I got the impression that those attending Istanbul’s eighth biennial will begin to understand what the ball in the pinball machine experiences between being flicked into play and disappearing down the slot.

Cameron describes that same sense of being metaphysically flippered while attending Istanbul’s 1995 biennial, organised by René Block. That was a vast exhibition of well over a hundred artists which jettisoned completely the notion of national displays or pavilions in favour of a “curated” concept and world art. For a time the centre point of that world was Istanbul, Cameron says, and he is clearly determined it should be that way again. The title of his biennial is Poetic Justice, and it attempts to create a common ground for an artistic community which he describes as unnecessarily divided between the pursuit of justice and the need for poetry ­ the politically didactic and the “touchy-feely”. “It shouldn’t have to be either/or,” he says.

His aim is to reconnect people to contemporary art. Poetic justice, Cameron happily confessed, covers a wide spectrum of meanings to contrast the worldly and the contemplative. The only usage he avoids is the accepted one of being hoist with one’s own petard. Even so, you cannot help but wonder if his other intention is to give his audience sufficient rope to hang themselves on their own preconceptions. When coaxed, Cameron gives as an example of poetic justice the work of Marlene McCarty, an American whose drawings of childlike but sexually precocious young women are accompanied by written accounts of the brutal crimes they have committed. The drawings are elaborately penned in the naive style of illustrations for a short story in a teen magazine, except that the clothing of the young girls is in disarray or semi-transparent and the high jinks they are up to is savage murder. The viewer is lured into a sort of complicity.

Cameron cites as an important influence in his own curatorial work the exhibition Magiciens de la Terre, organised by Jean Hubert Martin in 1989 at the Centre Pompidou in Paris, where non-Western and Western art were presented on an equal footing. That exhibition has been both emulated and attacked, largely for seeing the developed world in terms of conceptual art and the developing as untutored and primitive.

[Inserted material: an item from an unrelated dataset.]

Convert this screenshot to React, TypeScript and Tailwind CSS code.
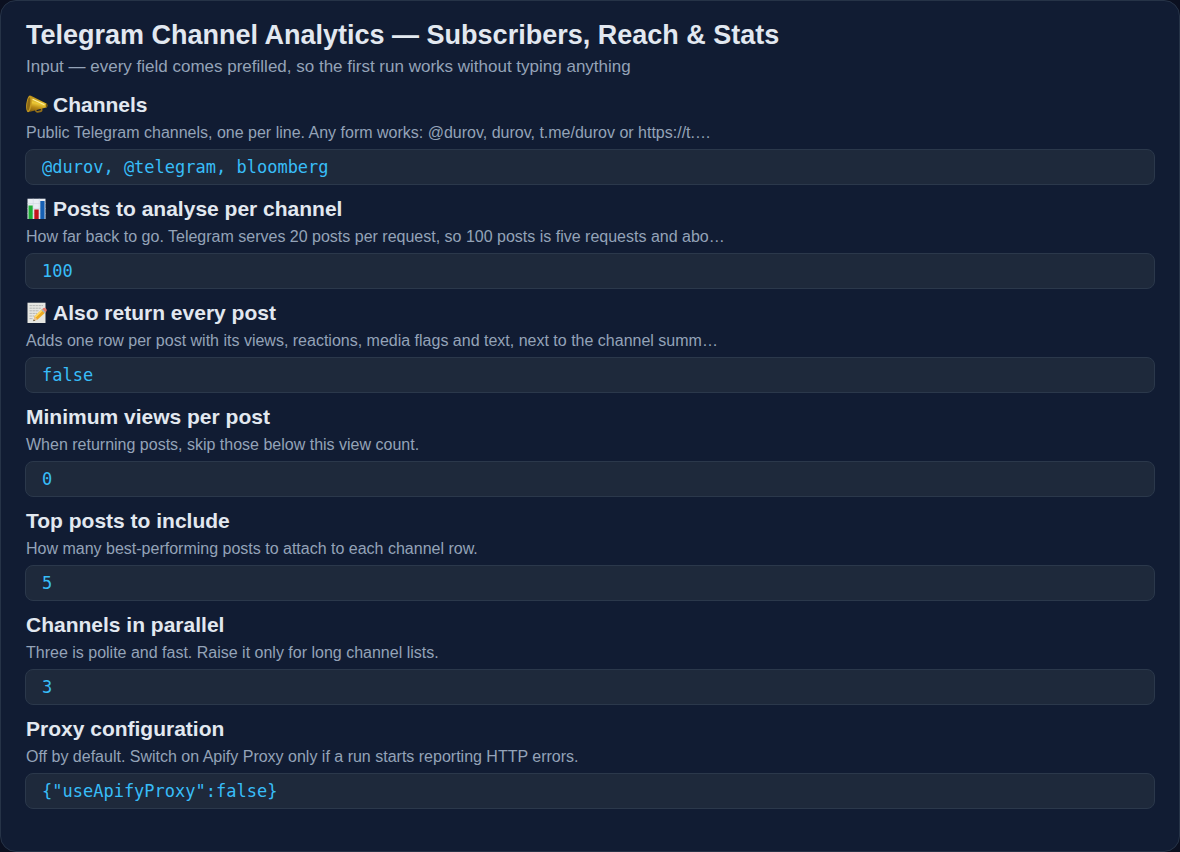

The New Museum, where Cameron has been senior curator since 1995, has made a particular point of promoting the work of artists from around the globe, including Latin America, Bulgaria ­ and even Turkey.

In Istanbul Cameron will find fertile ground for his interest in the interplay of cultural relativism and the universality that underlies cultural variety. The Istanbul Biennial has the peculiar distinction of being the largest art event in the Islamic world, yet it has acquired a global character. Since René Block, there have been two other European curators. The last biennial was organised by Yuko Hasegawa from Japan. Now the organisers have sought out an American curator, albeit one whose initial reputation was made outside his own country.

Cameron conceives of the biennial as a complete “world”, or at the very least a single “curatorial structure in which artists and ideas in a post-internet world meet on the same ground”. Istanbul, a city he describes as “heart-stoppingly beautiful”, lends itself to his purpose, and the venues for the works of eighty-five artists from forty-two countries represent a vast confluence of history and culture. They include the 1950s customs shed built by American military architects, and the underground cistern which the Emperor Justinian commissioned over a thousand years earlier. Also being used is the early nineteenth-century armoury at Tophane, built on the site of the original canon foundry of Mehmed the Conqueror, and the most important building of late antiquity, the cathedral-basilica of Ayasofya.